Routine is for a plug-in protector to earth a surge destructively via any nearby appliance. An IEEE brochure demonstrated it. A plug-in protector in one room earthed a surge 8,000 volts destructively through a TV in an adjacent room. That made obvious if others bothered to first learn what a plug-in protector does.

A 5,000 volt surge is incoming on the hot wire. That surge connects unimpeded into all nearby appliances on each hot wire. That protector has a let-through voltage; typically 330. Now 4,670 volts is also incoming on each neutral and safety ground wires. Where is the protection? In profit margins.

Surges do damage by hunting for an appliance that makes a best connection to earth. Some devices made that best connection destructively. So that surge need not flow through a dishwasher, clock radios, furnace, LED and CFL bulbs, refrigerator, GFCIs, garage door opener, recharging electronics, door bell, stove, central air, or smoke detectors … this time. Details in paragraph 11.

It is electricity. It only does damage when it has an incoming and a completely different outgoing path. Damage is often on the outgoing path.

If one does not properly earth ground a Type 1 or Type 2 protector, then that surge is inside hunting for earth ground. That connection to earthing electrodes must be low impedance (ie less than 10 feet). Only effective protectors are allowed to make that connection. If a Type 3 (plug-in) protector was earthed, then even an electrical code violation exists.

Did they forget to mention all this when selling a $3 power strip with five cent protector parts for $25 or $80? Of course. They know which consumers are easy marks.

Honesty only exists when numbers say why and how much. Effective protector (for about $1 per appliance) means *hundreds of thousands of joules* (a surge) dissipates harmlessly outside. Then a surge is **nowhere** inside. Then best protect at an appliance, already inside all appliances, is not overwhelmed.

Effective protectors are not promoted by a massive disinformation campaign. Effective protectors do what Franklin demonstrated over 250 years ago. These devices were routine all over the world over 100 years ago. In all facilities that could not have damage.

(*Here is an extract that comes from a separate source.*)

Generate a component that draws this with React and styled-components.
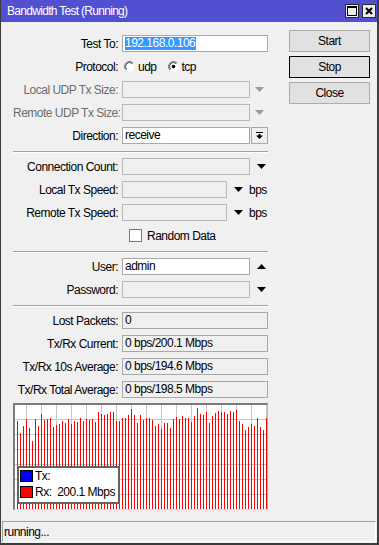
import React from 'react';
import styled, { createGlobalStyle } from 'styled-components';

const Global = createGlobalStyle`
  html, body { margin: 0; padding: 0; background: #f0f0f0; }
  body {
    font-family: "Liberation Sans", Arial, sans-serif;
    font-size: 12px;
    letter-spacing: -0.5px;
    color: #000;
  }
`;

const Window = styled.div`
  width: 379px;
  height: 545px;
  box-sizing: border-box;
  display: flex;
  flex-direction: column;
  background: #f0f0f0;
  border-left: 1px solid #3c3c3c;
  border-right: 2px solid #3c3c3c;
  border-bottom: 2px solid #3c3c3c;
`;

const TitleBar = styled.div`
  height: 22px;
  flex: none;
  background: #5050d0;
  color: #fff;
  display: flex;
  align-items: center;
  padding: 0 1px 0 6px;
  font-size: 12px;
  letter-spacing: -0.7px;
`;

const TitleText = styled.div`
  flex: 1;
  white-space: nowrap;
`;

const TitleButtons = styled.div`
  display: flex;
  gap: 3px;
`;

const TitleBtn = styled.div`
  width: 14px;
  height: 14px;
  box-sizing: border-box;
  border: 1px solid #2a2a2a;
  background: #ececec;
  display: flex;
  align-items: center;
  justify-content: center;
`;

const Main = styled.div`
  display: flex;
  padding: 8px 0 0 12px;
`;

const Form = styled.div`
  width: 255px;
  margin-top: 5px;
  display: flex;
  flex-direction: column;
  gap: 6px;
`;

const Row = styled.div`
  display: grid;
  grid-template-columns: 105px 146px;
  column-gap: 4px;
  align-items: center;
  height: 17px;
`;

const Label = styled.div`
  text-align: right;
  white-space: nowrap;
  color: ${(p) => (p.$disabled ? '#6d6d6d' : '#000')};
`;

const Control = styled.div`
  display: flex;
  align-items: center;
  height: 17px;
`;

const fieldBg = { edit: '#fff', disabled: '#f0f0f0', status: '#f0f0f0' };
const fieldBorder = { edit: '#a8a8a8', disabled: '#b9b9b9', status: '#a8a8a8' };

const Field = styled.div`
  box-sizing: border-box;
  height: 17px;
  width: ${(p) => p.$w}px;
  flex: none;
  border: 1px solid ${(p) => fieldBorder[p.$kind]};
  background: ${(p) => fieldBg[p.$kind]};
  padding: 0 2px;
  line-height: 15px;
  white-space: nowrap;
  overflow: hidden;
`;

const Selected = styled.span`
  background: #3399ff;
  color: #fff;
  display: inline-block;
  line-height: 13px;
  padding: 0 1px 0 0;
`;

const ArrowSlot = styled.div`
  width: ${(p) => p.$w}px;
  flex: none;
  display: flex;
  align-items: center;
  justify-content: center;
`;

const Unit = styled.span`
  margin-left: 0;
`;

const DropBtn = styled.div`
  box-sizing: border-box;
  width: 17px;
  height: 17px;
  margin-left: 1px;
  border: 1px solid #a8a8a8;
  background: #f0f0f0;
  display: flex;
  align-items: center;
  justify-content: center;
`;

const Radios = styled.div`
  display: flex;
  align-items: center;
  padding-left: 2px;
  gap: 11px;
`;

const RadioItem = styled.label`
  display: flex;
  align-items: center;
  gap: 3px;
`;

const CheckRow = styled.div`
  display: flex;
  align-items: center;
  gap: 5px;
  padding-left: 7px;
`;

const CheckBox = styled.div`
  width: 13px;
  height: 13px;
  box-sizing: border-box;
  border: 1px solid #7a7a7a;
  background: #fff;
`;

const Separator = styled.div`
  height: 1px;
  margin-top: 1px;
  background: #a0a0a0;
  box-shadow: 0 1px 0 #fff;
`;

const ButtonCol = styled.div`
  width: 81px;
  margin-left: 21px;
  display: flex;
  flex-direction: column;
  gap: 4px;
`;

const Button = styled.div`
  box-sizing: border-box;
  height: 22px;
  border: 1px solid ${(p) => (p.$focused ? '#000' : '#adadad')};
  background: #e1e1e1;
  display: flex;
  align-items: center;
  justify-content: center;
`;

const Graph = styled.div`
  position: relative;
  box-sizing: border-box;
  height: 107px;
  margin-top: -1px;
  border-top: 2px solid #7c7c7c;
  border-left: 2px solid #7c7c7c;
  border-right: 1px solid #b8b8b8;
  border-bottom: 1px solid #e0e0e0;
  background: #fff;
`;

const Legend = styled.div`
  position: absolute;
  left: 2px;
  top: 61px;
  width: 103px;
  height: 38px;
  box-sizing: border-box;
  border: 2px solid #636363;
  background: #fff;
  display: flex;
  flex-direction: column;
  gap: 4px;
  padding: 2px 0 0 1px;
  white-space: nowrap;
`;

const LegendRow = styled.div`
  display: flex;
  align-items: center;
  height: 12px;
  gap: 2px;
`;

const Swatch = styled.div`
  width: 13px;
  height: 12px;
  box-sizing: border-box;
  border: 1px solid #000;
  background: ${(p) => p.$color};
`;

const StatusBar = styled.div`
  margin: auto 1px 1px 1px;
  height: 21px;
  box-sizing: border-box;
  border-top: 1px solid #a0a0a0;
  border-left: 1px solid #a0a0a0;
  border-right: 1px solid #fff;
  border-bottom: 1px solid #fff;
  display: flex;
  align-items: center;
  padding-left: 1px;
`;

const Arrow = ({ up, color = '#000' }) => (
  <svg width="9" height="5" viewBox="0 0 9 5">
    {up ? <path d="M0 5 L9 5 L4.5 0 Z" fill={color} /> : <path d="M0 0 L9 0 L4.5 5 Z" fill={color} />}
  </svg>
);

const Radio = ({ checked }) => (
  <svg width="11" height="11" viewBox="0 0 11 11">
    <circle cx="5.5" cy="5.5" r="5" fill="#fff" />
    <path d="M1.96 9.04 A5 5 0 0 1 9.04 1.96" stroke="#7a7a7a" strokeWidth="1" fill="none" />
    <path d="M2.67 8.33 A4 4 0 0 1 8.33 2.67" stroke="#3a3a3a" strokeWidth="1" fill="none" />
    {checked && <circle cx="5.5" cy="5.5" r="1.8" fill="#000" />}
  </svg>
);

const tops = [
  420.7, 432.7, 425.7, 419, 428, 440.7, 419, 425.7, 414, 420, 419, 417.7, 426.7, 425, 424,
  420.7, 423.3, 419, 424.3, 420.7, 422.3, 417.7, 420.7, 419, 419.7, 419, 421.7, 412.3, 413.7,
  414.7, 413.7, 412.3, 412, 420.7, 420.7, 417.7, 417.7, 414.7, 409, 414.7, 423.3, 414.7, 420,
  417.7, 417.7, 420, 425.7, 424, 428.7, 422.7, 422.7, 428, 419, 416.7, 419, 415.7, 417.7,
  417.7, 422, 416.3, 407.7, 414, 414.7, 411.7, 422.7, 416.3, 413, 410.7, 412.3, 412.3, 413.7,
  411.3, 412.3, 410.3, 420.7, 424.3, 429.7, 427.3, 424.3, 425.7, 417.7, 426.7, 430, 418,
];

const Chart = () => {
  const W = 252;
  const H = 104;
  const vlines = [];
  for (let x = W - 0.5; x > 0; x -= 15) vlines.push(x);
  const hlines = [];
  for (let y = H - 15 + 0.5; y > 0; y -= 15) hlines.push(y);
  return (
    <svg width={W} height={H} viewBox={`0 0 ${W} ${H}`} style={{ display: 'block' }}>
      {vlines.map((x) => (
        <line key={`v${x}`} x1={x} y1="0" x2={x} y2={H} stroke="#c6c6c6" strokeWidth="1" />
      ))}
      {hlines.map((y) => (
        <line key={`h${y}`} x1="0" y1={y} x2={W} y2={y} stroke="#c6c6c6" strokeWidth="1" />
      ))}
      {tops.map((t, i) => {
        const top = Math.round(t - 405);
        return <rect key={i} x={2 + i * 3} y={top} width="1" height={H - top} fill="#ff0000" shapeRendering="crispEdges" />;
      })}
    </svg>
  );
};

export default function App() {
  return (
    <>
      <Global />
      <Window>
        <TitleBar>
          <TitleText>Bandwidth Test (Running)</TitleText>
          <TitleButtons>
            <TitleBtn>
              <svg width="10" height="10" viewBox="0 0 10 10">
                <rect x="0.5" y="0.5" width="9" height="9" fill="none" stroke="#000" strokeWidth="1" />
                <rect x="0" y="0" width="10" height="2" fill="#000" />
              </svg>
            </TitleBtn>
            <TitleBtn>
              <svg width="8" height="8" viewBox="0 0 8 8">
                <path d="M1 1 L7 7 M7 1 L1 7" stroke="#000" strokeWidth="2" />
              </svg>
            </TitleBtn>
          </TitleButtons>
        </TitleBar>
        <Main>
          <Form>
            <Row>
              <Label>Test To:</Label>
              <Control>
                <Field $kind="edit" $w={146}><Selected>192.168.0.106</Selected></Field>
              </Control>
            </Row>
            <Row>
              <Label>Protocol:</Label>
              <Radios>
                <RadioItem><Radio />udp</RadioItem>
                <RadioItem><Radio checked />tcp</RadioItem>
              </Radios>
            </Row>
            <Row>
              <Label $disabled>Local UDP Tx Size:</Label>
              <Control>
                <Field $kind="disabled" $w={128} />
                <ArrowSlot $w={18}><Arrow color="#9a9a9a" /></ArrowSlot>
              </Control>
            </Row>
            <Row>
              <Label $disabled>Remote UDP Tx Size:</Label>
              <Control>
                <Field $kind="disabled" $w={128} />
                <ArrowSlot $w={18}><Arrow color="#9a9a9a" /></ArrowSlot>
              </Control>
            </Row>
            <Row>
              <Label>Direction:</Label>
              <Control>
                <Field $kind="edit" $w={128}>receive</Field>
                <DropBtn>
                  <svg width="9" height="9" viewBox="0 0 9 9">
                    <rect x="1" y="1" width="7" height="1" fill="#000" />
                    <rect x="3.5" y="3" width="2" height="2" fill="#000" />
                    <path d="M1 4.5 L8 4.5 L4.5 8 Z" fill="#000" />
                  </svg>
                </DropBtn>
              </Control>
            </Row>
            <Separator />
            <Row>
              <Label>Connection Count:</Label>
              <Control>
                <Field $kind="disabled" $w={128} />
                <ArrowSlot $w={22}><Arrow /></ArrowSlot>
              </Control>
            </Row>
            <Row>
              <Label>Local Tx Speed:</Label>
              <Control>
                <Field $kind="disabled" $w={105} />
                <ArrowSlot $w={22}><Arrow /></ArrowSlot>
                <Unit>bps</Unit>
              </Control>
            </Row>
            <Row>
              <Label>Remote Tx Speed:</Label>
              <Control>
                <Field $kind="disabled" $w={105} />
                <ArrowSlot $w={22}><Arrow /></ArrowSlot>
                <Unit>bps</Unit>
              </Control>
            </Row>
            <Row>
              <span />
              <CheckRow>
                <CheckBox />
                Random Data
              </CheckRow>
            </Row>
            <Separator />
            <Row>
              <Label>User:</Label>
              <Control>
                <Field $kind="edit" $w={128}>admin</Field>
                <ArrowSlot $w={22}><Arrow up /></ArrowSlot>
              </Control>
            </Row>
            <Row>
              <Label>Password:</Label>
              <Control>
                <Field $kind="disabled" $w={128} />
                <ArrowSlot $w={22}><Arrow /></ArrowSlot>
              </Control>
            </Row>
            <Separator />
            <Row>
              <Label>Lost Packets:</Label>
              <Control><Field $kind="status" $w={146}>0</Field></Control>
            </Row>
            <Row>
              <Label>Tx/Rx Current:</Label>
              <Control><Field $kind="status" $w={146}>0 bps/200.1 Mbps</Field></Control>
            </Row>
            <Row>
              <Label>Tx/Rx 10s Average:</Label>
              <Control><Field $kind="status" $w={146}>0 bps/194.6 Mbps</Field></Control>
            </Row>
            <Row>
              <Label>Tx/Rx Total Average:</Label>
              <Control><Field $kind="status" $w={146}>0 bps/198.5 Mbps</Field></Control>
            </Row>
            <Graph>
              <Chart />
              <Legend>
                <LegendRow><Swatch $color="#0000ff" />Tx:</LegendRow>
                <LegendRow><Swatch $color="#ff0000" />Rx:&nbsp;&nbsp;200.1 Mbps</LegendRow>
              </Legend>
            </Graph>
          </Form>
          <ButtonCol>
            <Button>Start</Button>
            <Button $focused>Stop</Button>
            <Button>Close</Button>
          </ButtonCol>
        </Main>
        <StatusBar>running...</StatusBar>
      </Window>
    </>
  );
}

Then scammers discovered a market of the most naive consumers. Who do not always demand facts with numbers. Then spend $25 or $80 on a $3 power strip with five cent protector parts.

Incoming surge on AC mains. Since those wires have no effective protection. Hunting for earth ground.

TV cable is required to have best protection earthed for free. That is done without any protector. So that TV cable was a best outgoing path, destructively via a router, Xbox, Apple TV, etc.

Nothing new. [All professionals](https://www.reddit.com/r/audiophile/comments/195guja/online_ups_vs_power_conditioner_vs_surge/khz6k9h/) have long been stating reality. Since reality is never found in a tweet, then many cannot read it.

In your case, [this AT&T discussion](https://coderanch.com/t/601307/Lightning-protection-PSTN-line#2744140) probably defines everything.

Most of what was posted here is disinformation. Since most do not like to learn they were easily duped, then many will only downvote. Rather than ask questions to learn more. Or a science well proven all over the world even over 100 years ago.

No low impedance (ie less than 10 foot) connection to earth ground electrodes means NO protection. Made obvious by what was first taught in elementary school science. That simple.